Random noise can make for a drastic change for those with a distinctly high value given how it in practice ranges from about 50% the value Calculated to 167% the calculated value (2 seperate random noise values with a +/- 30% deviation each. One for individual plorts and another for the market as a whole). This randomness ironically covers the range of the drops you describe here. Annoying yes but this is meant to actually simulate a live market to a degree. If your hunter plorts were at roughly 50% saturation (of which they start at day 1 at) the base price to then be tossed into the rest of the algorithm would be 45. Having the random noise range in practice (in theory ignoring practical restraints it would be a bit larger of a range from 49% to 169%) is 22.5-75.5. Given you landed 30 at the end and 80 at the beginning we could work backwards using our extremes to calculate an original price which is what is effected by sales. Presuming 30 to be the 0.5 extreme (50%) and working backwards we get a base of 60 (which is the default price of a hunter plort so this isnt that bad when it comes to being reasonable with saturation and such. Fire this in for a max value with this base and random noise lands us around 100.2 (round down for any decimals)
This does over simplify some aspects of the code, since random noise does pick a "random value" (technically pseudo random, but to the casual player it seems random since its difficult to determine the seed sent into the algorithm, but it isn't impossible and can be predicted. Reason there are functional market predictors out there for the game, yet to see anyone prove one to be incorrect on anything.)

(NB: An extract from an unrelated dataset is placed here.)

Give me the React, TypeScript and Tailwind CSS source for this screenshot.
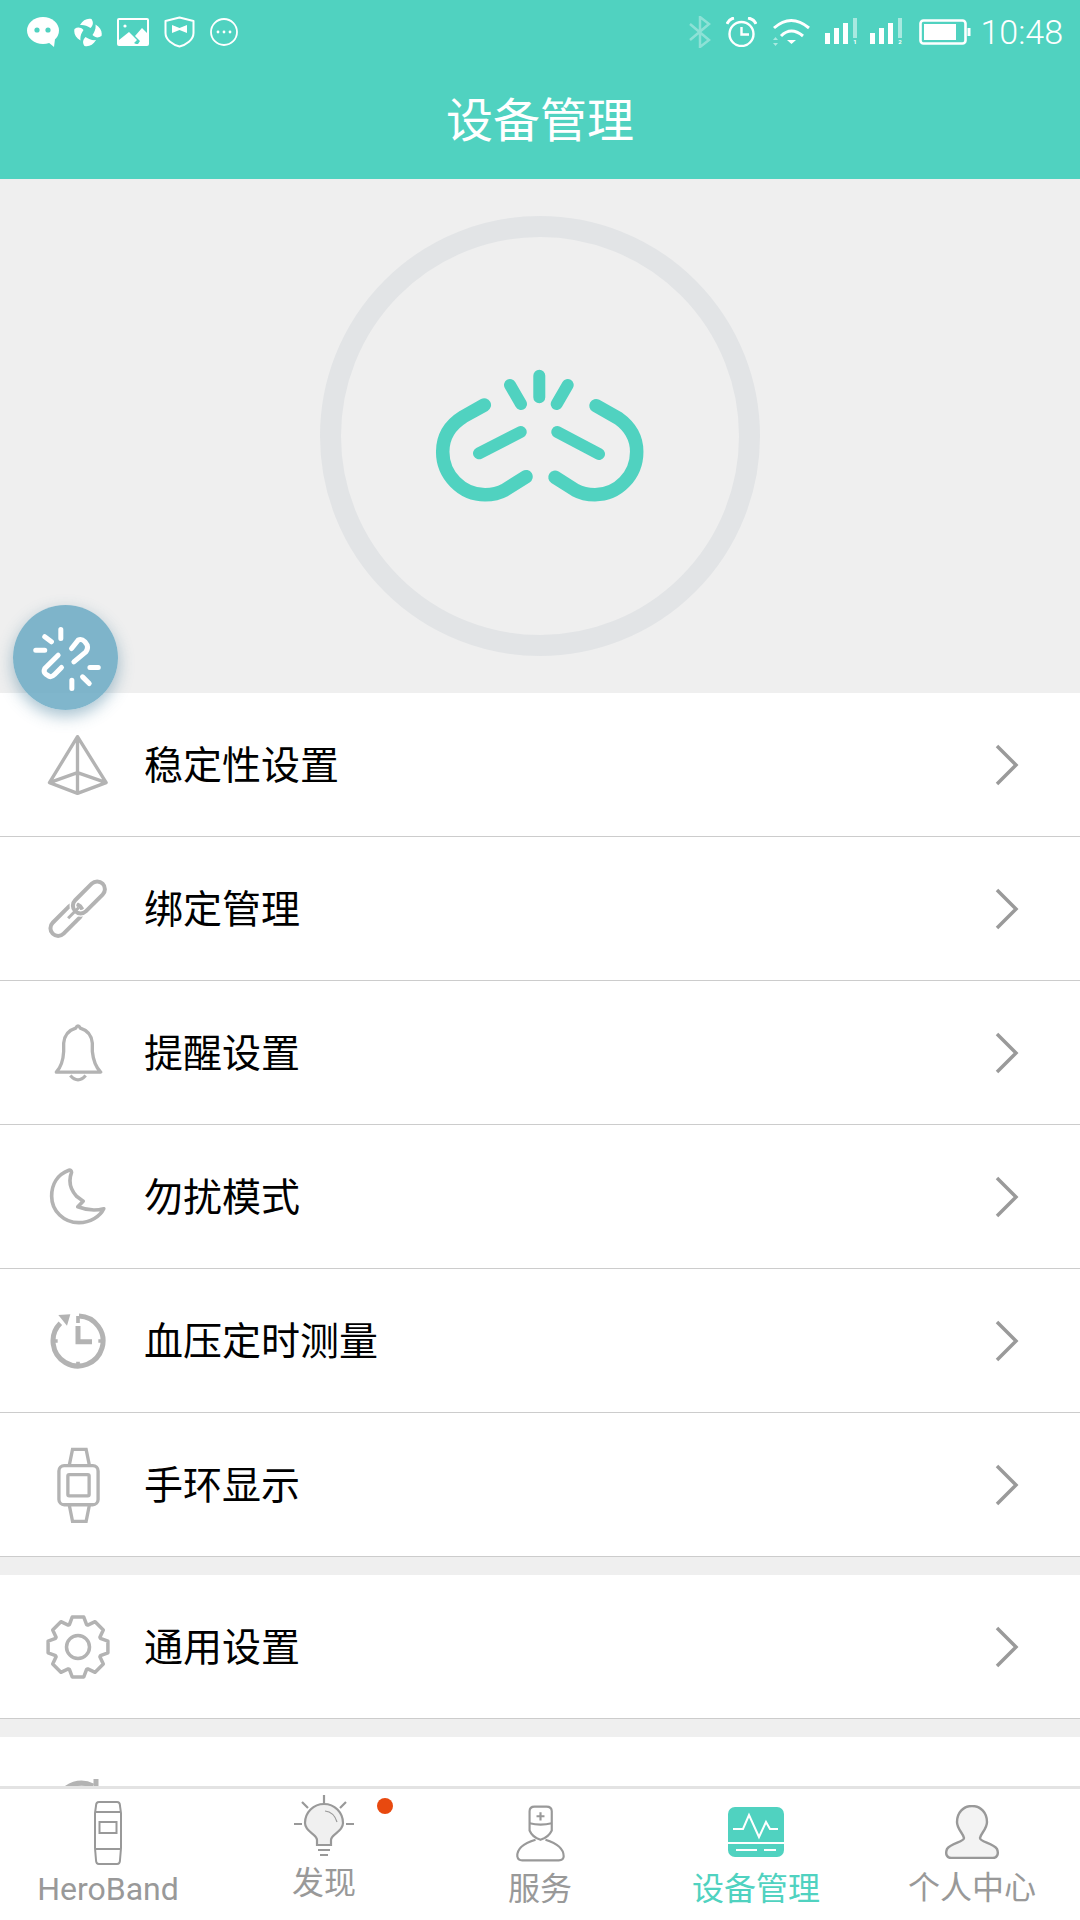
import React from 'react';

const GREY = '#b3b3b3';

const gearPath = () => {
    const pts: string[] = [];
    for (let i = 0; i < 8; i++) {
        const a = i * 45 - 90;
        [[-21, 24], [-11, 30.5], [11, 30.5], [21, 24]].forEach(([d, r]) => {
            const t = ((a + d) * Math.PI) / 180;
            pts.push(`${(34 + r * Math.cos(t)).toFixed(1)} ${(34 + r * Math.sin(t)).toFixed(1)}`);
        });
    }
    return 'M' + pts.join(' L') + ' Z';
};

const Pyramid = () => (
    <svg width="62" height="60" viewBox="145 435 185 180" fill="none" stroke={GREY} strokeWidth="10" strokeLinejoin="round">
        <path d="M236 440 L152 578 L236 610 L322 578 Z M152 578 L236 548 L322 578 M236 440 V610" />
    </svg>
);

const Chain = () => (
    <svg width="62" height="62" viewBox="145 865 185 185" fill="none" stroke={GREY} strokeWidth="12">
        <rect x="145" y="967" width="116" height="46" rx="23" transform="rotate(-45 203 990)" />
        <rect x="212" y="900" width="116" height="46" rx="23" transform="rotate(-45 270 923)" stroke="white" strokeWidth="20" />
        <rect x="212" y="900" width="116" height="46" rx="23" transform="rotate(-45 270 923)" />
        <path d="M208 985 L240 953" strokeWidth="9" />
    </svg>
);

const Bell = () => (
    <svg width="50" height="62" viewBox="160 62 150 185" fill="none" stroke={GREY} strokeWidth="10" strokeLinejoin="round">
        <path d="M170 212 Q190 190 192 150 L192 125 Q195 90 228 80 Q235 66 242 80 Q275 90 278 125 L278 150 Q282 190 303 212 Z" />
        <path d="M212 222 Q235 248 258 222" />
    </svg>
);

const Moon = () => (
    <svg width="58" height="58" viewBox="145 505 175 175" fill="none" stroke={GREY} strokeWidth="11" strokeLinejoin="round">
        <path d="M205 512 C170 525 153 555 153 590 C153 635 190 670 235 670 C270 670 300 650 310 628 C295 632 265 635 232 622 L248 605 L228 590 C205 565 205 540 213 518 Q212 510 205 512 Z" />
    </svg>
);

const Clock = () => (
    <svg width="60" height="60" viewBox="55 60 180 180" fill="none" stroke={GREY}>
        <path d="M148 75 A75 75 0 1 1 92 97" strokeWidth="15" />
        <path d="M86 72 L122 70 L112 104 Z" fill={GREY} stroke="none" />
        <path d="M145 105 V152 H187" strokeWidth="15" />
        <path d="M145 75 V96 M145 212 V225 M72 150 H84 M206 150 H220" strokeWidth="11" />
    </svg>
);

const Watch = () => (
    <svg width="47" height="78" viewBox="75 465 140 235" fill="none" stroke={GREY} strokeWidth="10">
        <rect x="86" y="524" width="118" height="118" rx="16" />
        <rect x="113" y="551" width="64" height="64" rx="4" />
        <path d="M117 524 L127 475 H168 L178 524 M117 642 L127 692 H168 L178 642" />
    </svg>
);

const Gear = () => (
    <svg width="68" height="68" viewBox="0 0 68 68" fill="none" stroke={GREY} strokeWidth="3.5" strokeLinejoin="round">
        <path d={gearPath()} />
        <circle cx="34" cy="34" r="11.5" />
    </svg>
);

const Partial = () => (
    <svg width="68" height="60" viewBox="0 0 68 60" fill="none" stroke={GREY} strokeWidth="5">
        <path d="M21 10 Q35 0 49 7" />
        <path d="M52 0 V10" strokeLinecap="round" />
    </svg>
);

const Chevron = () => (
    <svg width="26" height="44" viewBox="0 0 26 44" fill="none" stroke="#9a9a9a" strokeWidth="3.5">
        <path d="M3 3 L22 22 L3 41" />
    </svg>
);

const Row = ({ icon, label }: { icon: React.ReactNode; label?: string }) => (
    <div className="flex h-[144px] shrink-0 items-center border-b border-[#cccccc] bg-white pl-[44px] pr-[60px]">
        <div className="flex w-[68px] items-center justify-center">{icon}</div>
        <span className="ml-[32px] flex-1 pt-[2px] text-[39px] leading-[52px] text-black">{label}</span>
        {label && <Chevron />}
    </div>
);

const WeChat = () => (
    <svg width="32" height="30" viewBox="0 0 32 30" fill="white">
        <ellipse cx="16" cy="13.5" rx="16" ry="13.5" />
        <path d="M21 25 L27 30 L28 22 Z" />
        <circle cx="10" cy="13" r="2.6" fill="#50d2c0" />
        <circle cx="21" cy="13" r="2.6" fill="#50d2c0" />
    </svg>
);

const PETAL = 'M6 7 C9 2 13 0 17.5 1 C19.5 4 19.5 7 16.5 10 C13 7.5 9.5 6.5 6 7 Z';

const Shutter = () => (
    <svg width="28" height="29" viewBox="0 0 28 29" fill="white">
        <path d={PETAL} />
        <path d={PETAL} transform="rotate(90 14 14.5)" />
        <path d={PETAL} transform="rotate(180 14 14.5)" />
        <path d={PETAL} transform="rotate(270 14 14.5)" />
    </svg>
);

const Picture = () => (
    <svg width="32" height="28" viewBox="0 0 32 28">
        <rect x="1" y="1" width="30" height="26" rx="1" fill="none" stroke="white" strokeWidth="2" />
        <path d="M2 26 V22 L12 14 L20 22 L17 25 L19 26 Z M18 18 L25 10 L30 15 V26 H21 L23 23 Z" fill="white" />
        <circle cx="8" cy="8" r="1.6" fill="white" />
    </svg>
);

const Shield = () => (
    <svg width="31" height="32" viewBox="0 0 31 32">
        <path d="M15.5 1.5 L29.5 5 V17 C29.5 24 22 29 15.5 30.5 C9 29 1.5 24 1.5 17 V5 Z" fill="none" stroke="white" strokeWidth="2" strokeLinejoin="round" />
        <path d="M8 9 L15.5 12 L23 9 V17 L15.5 14 L8 17 Z" fill="white" />
    </svg>
);

const MoreDots = () => (
    <svg width="28" height="28" viewBox="0 0 28 28">
        <circle cx="14" cy="14" r="13" fill="none" stroke="white" strokeWidth="1.8" />
        <circle cx="8" cy="14" r="1.4" fill="white" />
        <circle cx="14" cy="14" r="1.4" fill="white" />
        <circle cx="20" cy="14" r="1.4" fill="white" />
    </svg>
);

const Bluetooth = () => (
    <svg width="22" height="32" viewBox="0 0 22 32" fill="none" stroke="white" strokeWidth="2.5" opacity="0.35">
        <path d="M1 8 L20 24 L11 31 V1 L20 8 L1 24" />
    </svg>
);

const Alarm = () => (
    <svg width="31" height="30" viewBox="0 0 31 30" fill="none" stroke="white" strokeWidth="2.4">
        <circle cx="15.5" cy="17" r="12" />
        <path d="M15.5 10 V17.5 H23" />
        <path d="M1 7 Q3 2 8 1 M22 1 Q28 2 30 7" strokeWidth="3" />
    </svg>
);

const Wifi = () => (
    <svg width="37" height="28" viewBox="0 0 37 28" fill="none" stroke="white" strokeWidth="3">
        <path d="M1 10 Q18 -5 36 10" />
        <path d="M8 18 Q18 8 30 18" />
        <path d="M14 22 H23 L18.5 26 Z" fill="white" stroke="none" />
        <path d="M0 22 H5 L2.5 19 Z M0 25 H5 L2.5 28 Z" fill="white" stroke="none" opacity="0.5" />
    </svg>
);

const Signal = ({ sim }: { sim: string }) => (
    <svg width="33" height="28" viewBox="0 0 33 28" fill="white">
        <rect x="0" y="15" width="5" height="11" />
        <rect x="9" y="10" width="5" height="16" />
        <rect x="18" y="5" width="5" height="21" />
        <rect x="28" y="0" width="4" height="20" opacity="0.5" />
        <text x="30" y="26" fontSize="6" textAnchor="middle" fontWeight="700">{sim}</text>
    </svg>
);

const Battery = () => (
    <svg width="52" height="26" viewBox="0 0 52 26">
        <rect x="1.5" y="1.5" width="45" height="23" rx="3" fill="none" stroke="white" strokeWidth="2.6" />
        <rect x="5" y="5" width="32" height="16" fill="white" />
        <rect x="48.5" y="9" width="3" height="8" fill="white" />
    </svg>
);

const Broken = () => (
    <svg width="220" height="144" viewBox="430 364 220 144" fill="none" stroke="#50d2c0" strokeWidth="13.5" strokeLinecap="round">
        <path d="M484.3 405 L463.3 416.7 C450 425 442.7 436.7 442.7 451.7 C442.7 475 461.7 494.7 485 494.7 C493.3 494.7 500 492.7 505 490 L526 476.7" />
        <path d="M596 405.7 L618.3 418.3 C630 426.7 636.7 438.3 636.7 451.7 C636.7 475 618.3 494.7 595 494.7 C586.7 494.7 580 492.7 575 490 L555 477.3" />
        <path d="M479 453.3 L520.7 432 M557.3 432 L599 454" strokeWidth="12" />
        <path d="M510 385 L521 404 M539.3 375.7 V397.3 M567.7 385 L556.7 404" strokeWidth="12" />
    </svg>
);

const FabLink = () => (
    <svg width="105" height="105" viewBox="40 45 314 314" fill="none" stroke="white" strokeWidth="15" strokeLinecap="round" strokeLinejoin="round">
        <path d="M108 180 H135 M135 140 L155 155 M183 118 V145 M270 232 H295 M248 260 L268 280 M216 270 V295" />
        <path d="M215 175 L235 150 Q245 145 255 155 L262 165 Q265 175 258 185 L222 215" />
        <path d="M175 195 L135 235 Q130 245 138 252 L148 258 Q155 262 165 252 L185 232" />
    </svg>
);

const NAV = '#999999';

const BandIcon = () => (
    <svg width="28" height="64" viewBox="0 0 28 64" fill="none" stroke={NAV} strokeWidth="2">
        <path d="M5 1 H23 Q26 1 26 5 L27 12 V47 L26 59 Q26 63 23 63 H5 Q2 63 2 59 L1 47 V12 L2 5 Q2 1 5 1 Z" />
        <path d="M1 11 H27 M1 48 H27" />
        <rect x="5.5" y="21" width="17" height="11" />
    </svg>
);

const BulbIcon = () => (
    <svg width="68" height="74" viewBox="0 0 68 74" fill="none" stroke={NAV} strokeWidth="2.2">
        <path d="M27 50 C27 44 15 42 15 33 A19 19 0 1 1 53 33 C53 42 41 44 41 50 L41 55 H27 Z" fill="#f0f0f0" />
        <path d="M35 21 Q44 22 47 32" strokeWidth="1.2" />
        <path d="M34 5 V13 M4 34 H12 M56 34 H64 M12 12 L18 18 M56 12 L50 18 M28 60 H40 M30 65 H38" />
    </svg>
);

const NurseIcon = () => (
    <svg width="53" height="62" viewBox="100 65 160 185" fill="none" stroke={NAV} strokeWidth="6.5">
        <path d="M147 130 V92 Q147 78 162 78 H198 Q214 78 214 92 V130" />
        <path d="M147 128 Q180 136 214 128" />
        <path d="M147 130 V150 Q155 170 180 178 Q205 170 214 150 V130" />
        <path d="M165 178 Q108 195 110 228 Q112 240 125 240 H235 Q250 240 250 228 Q250 195 195 178" />
        <path d="M180 95 V120 M168 107 H192" />
    </svg>
);

const DeviceIcon = () => (
    <svg width="56" height="50" viewBox="0 0 56 50" fill="none">
        <rect width="56" height="50" rx="7" fill="#50d2c0" />
        <path d="M5 22 H15 L21 8 L31 30 L38 15 L42 22 H50 M0 36 H56 M8 43 H29 M36 43 H48" stroke="white" strokeWidth="2" />
    </svg>
);

const PersonIcon = () => (
    <svg width="54" height="54" viewBox="0 0 54 54" fill="#f3f3f3" stroke={NAV} strokeWidth="2.4">
        <path d="M27 1 C36 1 42 8 42 17 C42 24 36 28 35 33 C35 37 48 38 52 44 C54 49 52 53 48 53 H6 C2 53 0 49 2 44 C6 38 19 37 19 33 C18 28 12 24 12 17 C12 8 18 1 27 1 Z" />
    </svg>
);

const App = () => {
    return (
        <div className="relative flex h-[1920px] w-[1080px] flex-col overflow-hidden bg-[#efefef] font-['Roboto','Noto_Sans_CJK_SC',sans-serif]">
            <header className="shrink-0 bg-[#50d2c0] text-white">
                <div className="flex h-[64px] items-center justify-between pl-[27px] pr-[17px]">
                    <div className="flex items-center gap-[15px]">
                        <WeChat />
                        <Shutter />
                        <Picture />
                        <Shield />
                        <MoreDots />
                    </div>
                    <div className="flex items-center">
                        <Bluetooth />
                        <div className="ml-[15px]"><Alarm /></div>
                        <div className="ml-[16px]"><Wifi /></div>
                        <div className="ml-[15px]"><Signal sim="1" /></div>
                        <div className="ml-[12px]"><Signal sim="2" /></div>
                        <div className="ml-[16px]"><Battery /></div>
                        <span className="ml-[9px] text-[34px] font-light leading-[40px]">10:48</span>
                    </div>
                </div>
                <h1 className="flex h-[115px] items-center justify-center text-[47px] font-normal">设备管理</h1>
            </header>

            <main className="flex min-h-0 flex-1 flex-col overflow-hidden">
                <section className="flex h-[514px] shrink-0 items-center justify-center">
                    <div className="flex h-[440px] w-[440px] items-center justify-center rounded-full border-[21px] border-[#e2e4e6]">
                        <Broken />
                    </div>
                </section>
                <Row icon={<Pyramid />} label="稳定性设置" />
                <Row icon={<Chain />} label="绑定管理" />
                <Row icon={<Bell />} label="提醒设置" />
                <Row icon={<Moon />} label="勿扰模式" />
                <Row icon={<Clock />} label="血压定时测量" />
                <Row icon={<Watch />} label="手环显示" />
                <div className="h-[18px] shrink-0" />
                <Row icon={<Gear />} label="通用设置" />
                <div className="h-[18px] shrink-0" />
                <Row icon={<Partial />} />
            </main>

            <nav className="grid h-[134px] shrink-0 grid-cols-5 border-t-[3px] border-[#e3e3e3] bg-white text-[32px] leading-[40px] text-[#999999]">
                <div className="flex flex-col items-center pt-[12px]">
                    <BandIcon />
                    <span className="mt-[4px]">HeroBand</span>
                </div>
                <div className="relative flex flex-col items-center pt-px">
                    <BulbIcon />
                    <span className="-mt-px">发现</span>
                    <span className="absolute left-[161px] top-[9px] h-[16px] w-[16px] rounded-full bg-[#e8490f]" />
                </div>
                <div className="flex flex-col items-center pt-[13px]">
                    <NurseIcon />
                    <span className="mt-[5px]">服务</span>
                </div>
                <div className="flex flex-col items-center pt-[18px]">
                    <DeviceIcon />
                    <span className="mt-[12px] text-[#50d2c0]">设备管理</span>
                </div>
                <div className="flex flex-col items-center pt-[16px]">
                    <PersonIcon />
                    <span className="mt-[9px]">个人中心</span>
                </div>
            </nav>

            <div className="absolute left-[13px] top-[605px] flex h-[105px] w-[105px] items-center justify-center rounded-full bg-[#6aa9c3]/85 shadow-[0_6px_16px_rgba(60,120,150,0.45)]">
                <FabLink />
            </div>
        </div>
    );
};

export default App;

The actual process of seeding the random value im not overly familiar with, so i can't go into much detail with that, which does lead to the calculations i gave not quite adding up in some cases, as the seeded value may not work for those particular cases to reach the extremes. (Example, minimum value for the hunter plort determined by another data miner who actually made a market predictor, is 20. If at 100% saturation, base value before randomness should be about 30. 50% of that would be 15, which is out of range due to other factors that this basic explanation does not cover with the seeding process, and a couple other details i may have missed.)
TL;DR, while i would probably put it in a more polite manner as i don't feel this exact set of wording is ideal for the subject, but herald did already say it.
Can definitely see why it would be believed to be like such, i believed it to be such as well until i actually got digging into the code.
Maybe have it give you a way to see what other ranchers are selling to better guess the long term marketability trends?